Brief: Tally the lines in the listing below that contain "React" and report the tally alone.

Recorded data:
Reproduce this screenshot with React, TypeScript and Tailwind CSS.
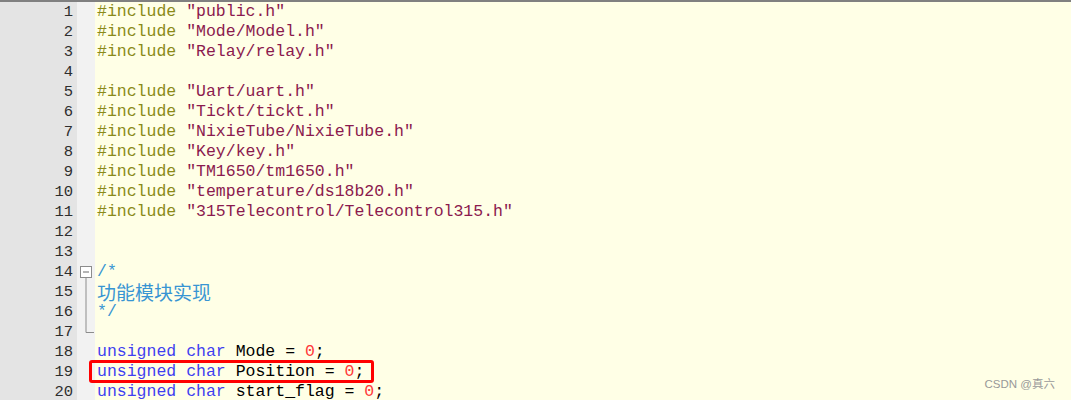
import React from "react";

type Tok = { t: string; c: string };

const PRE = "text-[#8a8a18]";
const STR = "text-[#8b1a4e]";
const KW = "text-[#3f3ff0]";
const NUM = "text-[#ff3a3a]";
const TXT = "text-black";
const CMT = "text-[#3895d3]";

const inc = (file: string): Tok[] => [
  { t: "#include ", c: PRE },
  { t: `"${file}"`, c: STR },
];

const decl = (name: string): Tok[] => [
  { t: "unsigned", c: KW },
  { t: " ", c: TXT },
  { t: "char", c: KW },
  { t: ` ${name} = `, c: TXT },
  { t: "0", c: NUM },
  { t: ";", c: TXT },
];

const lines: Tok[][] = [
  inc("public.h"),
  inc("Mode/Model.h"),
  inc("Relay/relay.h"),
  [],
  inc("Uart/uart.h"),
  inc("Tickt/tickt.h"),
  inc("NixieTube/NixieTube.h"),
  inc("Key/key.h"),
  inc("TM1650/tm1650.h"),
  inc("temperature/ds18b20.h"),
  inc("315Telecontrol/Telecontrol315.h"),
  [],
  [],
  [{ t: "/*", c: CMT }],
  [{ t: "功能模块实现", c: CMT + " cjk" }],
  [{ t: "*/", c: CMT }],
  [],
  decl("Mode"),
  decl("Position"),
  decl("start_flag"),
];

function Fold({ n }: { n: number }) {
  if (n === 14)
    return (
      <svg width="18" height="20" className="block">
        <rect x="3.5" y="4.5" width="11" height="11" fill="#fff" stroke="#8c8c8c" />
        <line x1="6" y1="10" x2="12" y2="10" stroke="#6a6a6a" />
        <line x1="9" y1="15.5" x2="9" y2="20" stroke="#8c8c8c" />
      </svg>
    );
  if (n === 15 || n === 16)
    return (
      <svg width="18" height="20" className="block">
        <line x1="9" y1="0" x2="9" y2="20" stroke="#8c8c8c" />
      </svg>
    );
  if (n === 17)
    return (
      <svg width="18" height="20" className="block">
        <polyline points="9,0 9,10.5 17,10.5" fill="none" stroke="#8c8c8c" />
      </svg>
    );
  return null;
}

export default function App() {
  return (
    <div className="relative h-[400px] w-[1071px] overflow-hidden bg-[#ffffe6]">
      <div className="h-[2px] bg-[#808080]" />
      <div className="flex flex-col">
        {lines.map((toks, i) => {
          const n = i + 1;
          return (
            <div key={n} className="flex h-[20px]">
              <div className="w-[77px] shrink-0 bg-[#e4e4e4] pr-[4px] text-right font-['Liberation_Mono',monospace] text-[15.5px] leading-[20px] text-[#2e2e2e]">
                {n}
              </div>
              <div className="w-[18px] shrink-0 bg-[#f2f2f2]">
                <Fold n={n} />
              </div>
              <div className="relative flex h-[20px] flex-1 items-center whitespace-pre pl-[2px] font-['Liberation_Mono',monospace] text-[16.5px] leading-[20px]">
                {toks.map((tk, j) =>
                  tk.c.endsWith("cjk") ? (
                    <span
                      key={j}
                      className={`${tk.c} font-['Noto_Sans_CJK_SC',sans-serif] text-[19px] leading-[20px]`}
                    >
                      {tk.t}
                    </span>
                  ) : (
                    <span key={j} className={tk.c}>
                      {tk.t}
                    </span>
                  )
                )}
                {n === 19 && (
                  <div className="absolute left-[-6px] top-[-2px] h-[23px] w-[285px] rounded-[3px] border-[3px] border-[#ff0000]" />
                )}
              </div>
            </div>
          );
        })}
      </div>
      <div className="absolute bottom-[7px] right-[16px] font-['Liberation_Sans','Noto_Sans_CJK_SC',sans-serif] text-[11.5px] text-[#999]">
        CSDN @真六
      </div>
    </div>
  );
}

Solution to this problem: 2